De verbrandingskamer is voorzien van skamolplaten. Deze platen zullen na verloop van tijd slijten en moeten dan vervangen worden. Hetzelfde geldt voor de rookkeerplaat. Als
u een stuk hout te hard in de kachel gooit, kan dit tot gevolg hebben dat een skamolplaat scheurt. Voor de verbranding maakt dit niets uit (geldt niet voor de rookkeerplaat). Pas
wanneer de skamolplaten zo versleten zijn dat ze niet meer heel zijn, moet u deze vervangen.
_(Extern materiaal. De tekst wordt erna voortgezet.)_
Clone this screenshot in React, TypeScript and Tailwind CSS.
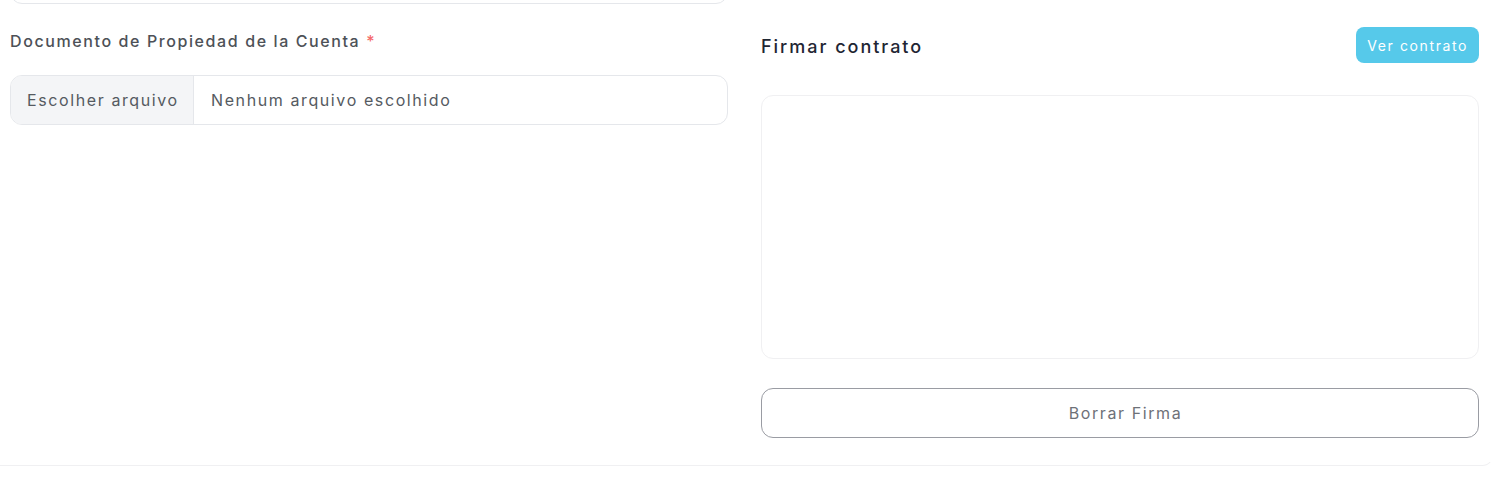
import React from 'react';

export default function App() {
  return (
    <div className="min-h-screen bg-white font-['Inter','Liberation_Sans',sans-serif] tracking-[0.1em]">
      <div className="border-b border-r border-[#f0f0f2] border-r-transparent rounded-br-xl pl-[10px] pr-[14px] pb-[27px]">
        <div className="grid grid-cols-2 gap-[33px]">
          {/* Left column */}
          <div className="flex flex-col">
            <div className="h-[50px] -mt-[46px] rounded-xl border border-[#e5e7eb] bg-white" />
            <label className="mt-[25px] h-[24px] flex items-center text-[16px] font-medium tracking-[0.1em] text-[#4d5157]">
              Documento de Propiedad de la Cuenta
              <span className="ml-[6px] text-[#f46a6a]">*</span>
            </label>
            <div className="mt-[22px] h-[50px] flex rounded-xl border border-[#e5e7eb] overflow-hidden text-[16px] text-[#555a61]">
              <span className="w-[183px] shrink-0 flex items-center pl-[16px] bg-[#f4f5f7] border-r border-[#e5e7eb]">
                Escolher arquivo
              </span>
              <span className="flex items-center pl-[17px]">Nenhum arquivo escolhido</span>
            </div>
          </div>

          {/* Right column */}
          <div className="flex flex-col pt-[27px]">
            <div className="flex items-center justify-between h-[36px]">
              <h3 className="text-[18px] font-medium tracking-[0.11em] text-[#1f2633] pt-[2px]">Firmar contrato</h3>
              <button className="h-[36px] px-[11px] rounded-lg bg-[#56c9ea] text-white text-[14px]">
                Ver contrato
              </button>
            </div>
            <div className="mt-[32px] h-[264px] rounded-xl border border-[#f0f0f2] bg-white" />
            <button className="mt-[29px] h-[50px] w-full pl-[11px] rounded-xl border border-[#9a9ca3] text-[16px] text-[#6e7178]">
              Borrar Firma
            </button>
          </div>
        </div>
      </div>
    </div>
  );
}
Dit moet ook als er meerdere scheuren in de skamolplaten zitten.
Bij oververhitting van de houtkachel moeten de luchtklep en de deur gesloten zijn.
STORINGEN
Als het glas vol roet komt te zitten, is dit hoogstwaarschijnlijk het gevolg van nat hout, of het vuur krijgt te weinig secundaire lucht.
Als het hout te snel brandt, kan dit komen doordat de schoorsteen te hard trekt of doordat de deur niet goed genoeg sluit.
Als de kachel te weinig warmte geeft, kan stoken met nat hout de oorzaak zijn.
Rook of stankoverlast kan worden veroorzaakt doordat de schoorsteen niet goed genoeg trekt. Controleer of het rookkanaal/de schoorsteen verstopt is en controleer ook de
hoogte van de schoorsteen ten opzichte van de omgeving.
Roetvorming in de schoorsteen kan komen door het gebruik van nat hout of doordat er te weinig secundaire lucht bij de verbranding komt.